#### WHAT IS REQUIRED:
Give every line again exactly as it appears, please, but not the pictures.

#### INFORMATION SHOWN:
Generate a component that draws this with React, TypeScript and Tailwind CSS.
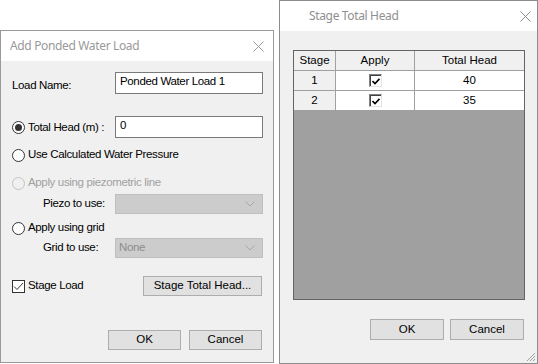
import React from "react";

const F = "font-['Liberation_Sans',Arial,sans-serif]";
const TF = "font-['Noto_Sans','Open_Sans',sans-serif]";

function Radio({ checked, disabled }: { checked?: boolean; disabled?: boolean }) {
  return (
    <span
      className={`shrink-0 w-[13px] h-[13px] rounded-full border flex items-center justify-center ${
        disabled ? "border-[#c4c4c4] bg-[#f0f0f0]" : "border-[#333333] bg-white"
      }`}
    >
      {checked && <span className="w-[7px] h-[7px] rounded-full bg-[#333333]" />}
    </span>
  );
}

function CloseX({ color }: { color: string }) {
  return (
    <svg width="11" height="11" viewBox="0 0 11 11" className="shrink-0">
      <path d="M0.5 0.5 L10.5 10.5 M10.5 0.5 L0.5 10.5" stroke={color} strokeWidth="1" fill="none" />
    </svg>
  );
}

function Chevron() {
  return (
    <svg width="10" height="6" viewBox="0 0 10 6">
      <path d="M0.5 0.5 L5 5 L9.5 0.5" stroke="#a8a8a8" strokeWidth="1" fill="none" />
    </svg>
  );
}

function DisabledSelect({ text }: { text?: string }) {
  return (
    <div className="ml-auto w-[148px] h-[20px] border border-[#bfbfbf] bg-[#cccccc] flex items-center pl-[3px] pr-[7px]">
      <span className="text-[#8d8d8d] flex-1">{text}</span>
      <Chevron />
    </div>
  );
}

function Btn({ children, w }: { children: React.ReactNode; w: string }) {
  return (
    <div className={`${w} h-[20px] border border-[#adadad] bg-[#e1e1e1] flex items-center justify-center text-black tracking-normal`}>
      {children}
    </div>
  );
}

function GridCheck() {
  return (
    <div className="w-[13px] h-[13px] border-t border-l border-t-[#808080] border-l-[#808080] border-r border-b border-r-[#e3e3e3] border-b-[#e3e3e3] bg-white">
      <div className="w-full h-full border-t border-l border-t-[#404040] border-l-[#404040] flex items-center justify-center">
        <svg width="8" height="7" viewBox="0 0 8 7">
          <path d="M0.5 3 L3 5.5 L7.5 0.8" stroke="#000" strokeWidth="1.6" fill="none" />
        </svg>
      </div>
    </div>
  );
}

export default function App() {
  return (
    <div className={`relative w-[538px] h-[364px] bg-white overflow-hidden ${F} text-[11.5px] text-black`}>
      {/* Left dialog */}
      <div className="absolute left-0 top-[30px] w-[274px] h-[333px] border border-[#9a9a9a] bg-[#f0f0f0] flex flex-col">
        <div className="h-[30px] bg-white flex items-center pl-[9px] pr-[9px]">
          <span className={`${TF} text-[12px] tracking-[-0.35px] text-[#999999] flex-1`}>Add Ponded Water Load</span>
          <CloseX color="#9a9a9a" />
        </div>
        <div className="flex flex-col pl-[11px] pr-[10px] tracking-[-0.35px]">
          <div className="mt-[11px] h-[22px] flex items-center">
            <span className="w-[103px] pt-[6px]">Load Name:</span>
            <div className="w-[148px] h-[22px] border border-[#7a7a7a] bg-white flex items-center pl-[4px] pb-[3px]">
              Ponded Water Load 1
            </div>
          </div>
          <div className="mt-[22px] h-[22px] flex items-center">
            <Radio checked />
            <span className="ml-[3px] pt-[1px]">Total Head (m) :</span>
            <div className="ml-auto w-[148px] h-[22px] border border-[#7a7a7a] bg-white flex items-center pl-[4px] pb-[3px]">
              0
            </div>
          </div>
          <div className="mt-[7px] h-[20px] flex items-center">
            <Radio />
            <span className="ml-[3px]">Use Calculated Water Pressure</span>
          </div>
          <div className="mt-[8px] h-[20px] flex items-center">
            <Radio disabled />
            <span className="ml-[3px] text-[#a0a0a0]">Apply using piezometric line</span>
          </div>
          <div className="mt-[1px] h-[20px] flex items-center">
            <span className="pl-[31px]">Piezo to use:</span>
            <DisabledSelect />
          </div>
          <div className="mt-[4px] h-[20px] flex items-center">
            <Radio />
            <span className="ml-[3px]">Apply using grid</span>
          </div>
          <div className="h-[20px] flex items-center">
            <span className="pl-[31px]">Grid to use:</span>
            <DisabledSelect text="None" />
          </div>
          <div className="mt-[18px] h-[20px] flex items-center">
            <span className="w-[13px] h-[13px] border border-[#333333] bg-white flex items-center justify-center">
              <svg width="11" height="9" viewBox="0 0 11 9">
                <path d="M1 4.5 L4 7.5 L10 1" stroke="#333" strokeWidth="1" fill="none" />
              </svg>
            </span>
            <span className="ml-[3px]">Stage Load</span>
            <div className="ml-auto mr-[1px]">
              <Btn w="w-[119px]">Stage Total Head...</Btn>
            </div>
          </div>
          <div className="mt-[34px] flex justify-end gap-[8px] mr-[1px]">
            <Btn w="w-[73px]">OK</Btn>
            <Btn w="w-[73px]">Cancel</Btn>
          </div>
        </div>
      </div>

      {/* Right dialog */}
      <div className="absolute left-[279px] top-0 w-[259px] h-[364px] border border-[#8c8c8c] bg-[#f0f0f0] flex flex-col">
        <div className="h-[30px] bg-white flex items-center pl-[29px] pr-[6px]">
          <span className={`${TF} text-[12px] tracking-[-0.35px] text-[#8f8f8f] flex-1`}>Stage Total Head</span>
          <CloseX color="#8a8a8a" />
        </div>
        <div className="flex flex-col pl-[13px]">
          <div className="mt-[19px] w-[232px] h-[250px] border border-[#646464] bg-[#a0a0a0] flex flex-col">
            <div className="h-[20px] flex border-b border-[#a0a0a0] bg-[#f0f0f0]">
              <div className="w-[42px] border-r border-[#a0a0a0] flex items-center justify-center">Stage</div>
              <div className="w-[79px] border-r border-[#a0a0a0] flex items-center justify-center">Apply</div>
              <div className="flex-1 flex items-center justify-center">Total Head</div>
            </div>
            {[
              ["1", "40"],
              ["2", "35"],
            ].map(([s, v]) => (
              <div key={s} className="h-[20px] flex border-b border-[#a0a0a0] bg-white">
                <div className="w-[42px] border-r border-[#a0a0a0] bg-[#f0f0f0] flex items-center justify-center">{s}</div>
                <div className="w-[79px] border-r border-[#a0a0a0] flex items-center justify-center">
                  <GridCheck />
                </div>
                <div className="flex-1 flex items-center justify-center">{v}</div>
              </div>
            ))}
          </div>
          <div className="mt-[19px] w-[232px] flex justify-end gap-[6px] pr-[1px]">
            <Btn w="w-[74px] h-[21px]">OK</Btn>
            <Btn w="w-[74px] h-[21px]">Cancel</Btn>
          </div>
        </div>
        <svg className="absolute right-[1px] bottom-[1px]" width="12" height="12" viewBox="0 0 12 12">
          <path d="M11 3 L3 11 M11 6 L6 11 M11 9 L9 11" stroke="#a0a0a0" strokeWidth="1" />
        </svg>
      </div>
    </div>
  );
}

#### THE COMPLETED TASK:
Generate a component that draws this with React, TypeScript and Tailwind CSS.
import React from "react";

const F = "font-['Liberation_Sans',Arial,sans-serif]";
const TF = "font-['Noto_Sans','Open_Sans',sans-serif]";

function Radio({ checked, disabled }: { checked?: boolean; disabled?: boolean }) {
  return (
    <span
      className={`shrink-0 w-[13px] h-[13px] rounded-full border flex items-center justify-center ${
        disabled ? "border-[#c4c4c4] bg-[#f0f0f0]" : "border-[#333333] bg-white"
      }`}
    >
      {checked && <span className="w-[7px] h-[7px] rounded-full bg-[#333333]" />}
    </span>
  );
}

function CloseX({ color }: { color: string }) {
  return (
    <svg width="11" height="11" viewBox="0 0 11 11" className="shrink-0">
      <path d="M0.5 0.5 L10.5 10.5 M10.5 0.5 L0.5 10.5" stroke={color} strokeWidth="1" fill="none" />
    </svg>
  );
}

function Chevron() {
  return (
    <svg width="10" height="6" viewBox="0 0 10 6">
      <path d="M0.5 0.5 L5 5 L9.5 0.5" stroke="#a8a8a8" strokeWidth="1" fill="none" />
    </svg>
  );
}

function DisabledSelect({ text }: { text?: string }) {
  return (
    <div className="ml-auto w-[148px] h-[20px] border border-[#bfbfbf] bg-[#cccccc] flex items-center pl-[3px] pr-[7px]">
      <span className="text-[#8d8d8d] flex-1">{text}</span>
      <Chevron />
    </div>
  );
}

function Btn({ children, w }: { children: React.ReactNode; w: string }) {
  return (
    <div className={`${w} h-[20px] border border-[#adadad] bg-[#e1e1e1] flex items-center justify-center text-black tracking-normal`}>
      {children}
    </div>
  );
}

function GridCheck() {
  return (
    <div className="w-[13px] h-[13px] border-t border-l border-t-[#808080] border-l-[#808080] border-r border-b border-r-[#e3e3e3] border-b-[#e3e3e3] bg-white">
      <div className="w-full h-full border-t border-l border-t-[#404040] border-l-[#404040] flex items-center justify-center">
        <svg width="8" height="7" viewBox="0 0 8 7">
          <path d="M0.5 3 L3 5.5 L7.5 0.8" stroke="#000" strokeWidth="1.6" fill="none" />
        </svg>
      </div>
    </div>
  );
}

export default function App() {
  return (
    <div className={`relative w-[538px] h-[364px] bg-white overflow-hidden ${F} text-[11.5px] text-black`}>
      {/* Left dialog */}
      <div className="absolute left-0 top-[30px] w-[274px] h-[333px] border border-[#9a9a9a] bg-[#f0f0f0] flex flex-col">
        <div className="h-[30px] bg-white flex items-center pl-[9px] pr-[9px]">
          <span className={`${TF} text-[12px] tracking-[-0.35px] text-[#999999] flex-1`}>Add Ponded Water Load</span>
          <CloseX color="#9a9a9a" />
        </div>
        <div className="flex flex-col pl-[11px] pr-[10px] tracking-[-0.35px]">
          <div className="mt-[11px] h-[22px] flex items-center">
            <span className="w-[103px] pt-[6px]">Load Name:</span>
            <div className="w-[148px] h-[22px] border border-[#7a7a7a] bg-white flex items-center pl-[4px] pb-[3px]">
              Ponded Water Load 1
            </div>
          </div>
          <div className="mt-[22px] h-[22px] flex items-center">
            <Radio checked />
            <span className="ml-[3px] pt-[1px]">Total Head (m) :</span>
            <div className="ml-auto w-[148px] h-[22px] border border-[#7a7a7a] bg-white flex items-center pl-[4px] pb-[3px]">
              0
            </div>
          </div>
          <div className="mt-[7px] h-[20px] flex items-center">
            <Radio />
            <span className="ml-[3px]">Use Calculated Water Pressure</span>
          </div>
          <div className="mt-[8px] h-[20px] flex items-center">
            <Radio disabled />
            <span className="ml-[3px] text-[#a0a0a0]">Apply using piezometric line</span>
          </div>
          <div className="mt-[1px] h-[20px] flex items-center">
            <span className="pl-[31px]">Piezo to use:</span>
            <DisabledSelect />
          </div>
          <div className="mt-[4px] h-[20px] flex items-center">
            <Radio />
            <span className="ml-[3px]">Apply using grid</span>
          </div>
          <div className="h-[20px] flex items-center">
            <span className="pl-[31px]">Grid to use:</span>
            <DisabledSelect text="None" />
          </div>
          <div className="mt-[18px] h-[20px] flex items-center">
            <span className="w-[13px] h-[13px] border border-[#333333] bg-white flex items-center justify-center">
              <svg width="11" height="9" viewBox="0 0 11 9">
                <path d="M1 4.5 L4 7.5 L10 1" stroke="#333" strokeWidth="1" fill="none" />
              </svg>
            </span>
            <span className="ml-[3px]">Stage Load</span>
            <div className="ml-auto mr-[1px]">
              <Btn w="w-[119px]">Stage Total Head...</Btn>
            </div>
          </div>
          <div className="mt-[34px] flex justify-end gap-[8px] mr-[1px]">
            <Btn w="w-[73px]">OK</Btn>
            <Btn w="w-[73px]">Cancel</Btn>
          </div>
        </div>
      </div>

      {/* Right dialog */}
      <div className="absolute left-[279px] top-0 w-[259px] h-[364px] border border-[#8c8c8c] bg-[#f0f0f0] flex flex-col">
        <div className="h-[30px] bg-white flex items-center pl-[29px] pr-[6px]">
          <span className={`${TF} text-[12px] tracking-[-0.35px] text-[#8f8f8f] flex-1`}>Stage Total Head</span>
          <CloseX color="#8a8a8a" />
        </div>
        <div className="flex flex-col pl-[13px]">
          <div className="mt-[19px] w-[232px] h-[250px] border border-[#646464] bg-[#a0a0a0] flex flex-col">
            <div className="h-[20px] flex border-b border-[#a0a0a0] bg-[#f0f0f0]">
              <div className="w-[42px] border-r border-[#a0a0a0] flex items-center justify-center">Stage</div>
              <div className="w-[79px] border-r border-[#a0a0a0] flex items-center justify-center">Apply</div>
              <div className="flex-1 flex items-center justify-center">Total Head</div>
            </div>
            {[
              ["1", "40"],
              ["2", "35"],
            ].map(([s, v]) => (
              <div key={s} className="h-[20px] flex border-b border-[#a0a0a0] bg-white">
                <div className="w-[42px] border-r border-[#a0a0a0] bg-[#f0f0f0] flex items-center justify-center">{s}</div>
                <div className="w-[79px] border-r border-[#a0a0a0] flex items-center justify-center">
                  <GridCheck />
                </div>
                <div className="flex-1 flex items-center justify-center">{v}</div>
              </div>
            ))}
          </div>
          <div className="mt-[19px] w-[232px] flex justify-end gap-[6px] pr-[1px]">
            <Btn w="w-[74px] h-[21px]">OK</Btn>
            <Btn w="w-[74px] h-[21px]">Cancel</Btn>
          </div>
        </div>
        <svg className="absolute right-[1px] bottom-[1px]" width="12" height="12" viewBox="0 0 12 12">
          <path d="M11 3 L3 11 M11 6 L6 11 M11 9 L9 11" stroke="#a0a0a0" strokeWidth="1" />
        </svg>
      </div>
    </div>
  );
}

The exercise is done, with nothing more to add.